┌─ Data extract

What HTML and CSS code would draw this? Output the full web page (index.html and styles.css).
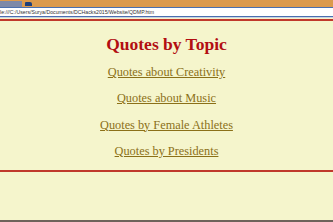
FILE: index.html
```html
<!DOCTYPE html>
<html lang="en">
<head>
    <meta charset="UTF-8">
    <title>Quotes by Topic</title>
    <link rel="stylesheet" href="styles.css">
</head>
<body>
    <div class="tabbar">
        <span class="tab"></span>
        <span class="newtab"></span>
    </div>
    <div class="addressbar">le:///C:/Users/Surya/Documents/DCHacks2015/Website/QDMP.htm</div>
    <div class="page">
        <div class="content">
            <h1 class="title">Quotes by Topic</h1>
            <ul class="topics">
                <li><a href="#">Quotes about Creativity</a></li>
                <li><a href="#">Quotes about Music</a></li>
                <li><a href="#">Quotes by Female Athletes</a></li>
                <li><a href="#">Quotes by Presidents</a></li>
            </ul>
        </div>
        <div class="filler"></div>
    </div>
    <div class="taskbar"></div>
</body>
</html>
```

FILE: styles.css
```css
html, body {
    margin: 0;
    padding: 0;
    height: 222px;
    overflow: hidden;
}

body {
    display: flex;
    flex-direction: column;
    background: #f5f5cc;
    font-family: "Liberation Serif", "Times New Roman", serif;
}

.tabbar {
    display: flex;
    align-items: flex-end;
    height: 7px;
    background: #dc9a4c;
    border-bottom: 1px solid #4a6fae;
}

.tab {
    width: 22px;
    height: 6px;
    background: #7d89a8;
}

.newtab {
    width: 7px;
    height: 4px;
    margin-left: 3px;
    margin-bottom: 1px;
    background: #1d3f7a;
    border-radius: 1px 2px 0 0;
}

.addressbar {
    height: 8px;
    line-height: 8px;
    font-family: "Liberation Sans", Arial, sans-serif;
    font-size: 5.2px;
    color: #333;
    background: #fff;
    white-space: nowrap;
    overflow: hidden;
    border-bottom: 1px solid #4a6fae;
    box-shadow: 0 1px 0 #c8d2e4;
}

.page {
    flex: 1;
    display: flex;
    flex-direction: column;
    margin-top: 2px;
    border-top: 2px solid #c0392b;
}

.content {
    border-bottom: 2px solid #c0392b;
    text-align: center;
}

.title {
    margin: 11px 0 3px;
    font-size: 17.5px;
    line-height: 24px;
    color: #b20e12;
}

.topics {
    list-style: none;
    margin: 0;
    padding: 0 0 6px;
}

.topics li {
    font-size: 12.3px;
    line-height: 26.3px;
}

.topics a {
    color: #8b7018;
}

.filler {
    flex: 1;
}

.taskbar {
    height: 2px;
    background: #6e625a;
}
```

└─

• [Exercise aim] Exclude the images, then output the data above word for word.

• [Task output]
What HTML and CSS code would draw this? Output the full web page (index.html and styles.css).
FILE: index.html
```html
<!DOCTYPE html>
<html lang="en">
<head>
    <meta charset="UTF-8">
    <title>Quotes by Topic</title>
    <link rel="stylesheet" href="styles.css">
</head>
<body>
    <div class="tabbar">
        <span class="tab"></span>
        <span class="newtab"></span>
    </div>
    <div class="addressbar">le:///C:/Users/Surya/Documents/DCHacks2015/Website/QDMP.htm</div>
    <div class="page">
        <div class="content">
            <h1 class="title">Quotes by Topic</h1>
            <ul class="topics">
                <li><a href="#">Quotes about Creativity</a></li>
                <li><a href="#">Quotes about Music</a></li>
                <li><a href="#">Quotes by Female Athletes</a></li>
                <li><a href="#">Quotes by Presidents</a></li>
            </ul>
        </div>
        <div class="filler"></div>
    </div>
    <div class="taskbar"></div>
</body>
</html>
```

FILE: styles.css
```css
html, body {
    margin: 0;
    padding: 0;
    height: 222px;
    overflow: hidden;
}

body {
    display: flex;
    flex-direction: column;
    background: #f5f5cc;
    font-family: "Liberation Serif", "Times New Roman", serif;
}

.tabbar {
    display: flex;
    align-items: flex-end;
    height: 7px;
    background: #dc9a4c;
    border-bottom: 1px solid #4a6fae;
}

.tab {
    width: 22px;
    height: 6px;
    background: #7d89a8;
}

.newtab {
    width: 7px;
    height: 4px;
    margin-left: 3px;
    margin-bottom: 1px;
    background: #1d3f7a;
    border-radius: 1px 2px 0 0;
}

.addressbar {
    height: 8px;
    line-height: 8px;
    font-family: "Liberation Sans", Arial, sans-serif;
    font-size: 5.2px;
    color: #333;
    background: #fff;
    white-space: nowrap;
    overflow: hidden;
    border-bottom: 1px solid #4a6fae;
    box-shadow: 0 1px 0 #c8d2e4;
}

.page {
    flex: 1;
    display: flex;
    flex-direction: column;
    margin-top: 2px;
    border-top: 2px solid #c0392b;
}

.content {
    border-bottom: 2px solid #c0392b;
    text-align: center;
}

.title {
    margin: 11px 0 3px;
    font-size: 17.5px;
    line-height: 24px;
    color: #b20e12;
}

.topics {
    list-style: none;
    margin: 0;
    padding: 0 0 6px;
}

.topics li {
    font-size: 12.3px;
    line-height: 26.3px;
}

.topics a {
    color: #8b7018;
}

.filler {
    flex: 1;
}

.taskbar {
    height: 2px;
    background: #6e625a;
}
```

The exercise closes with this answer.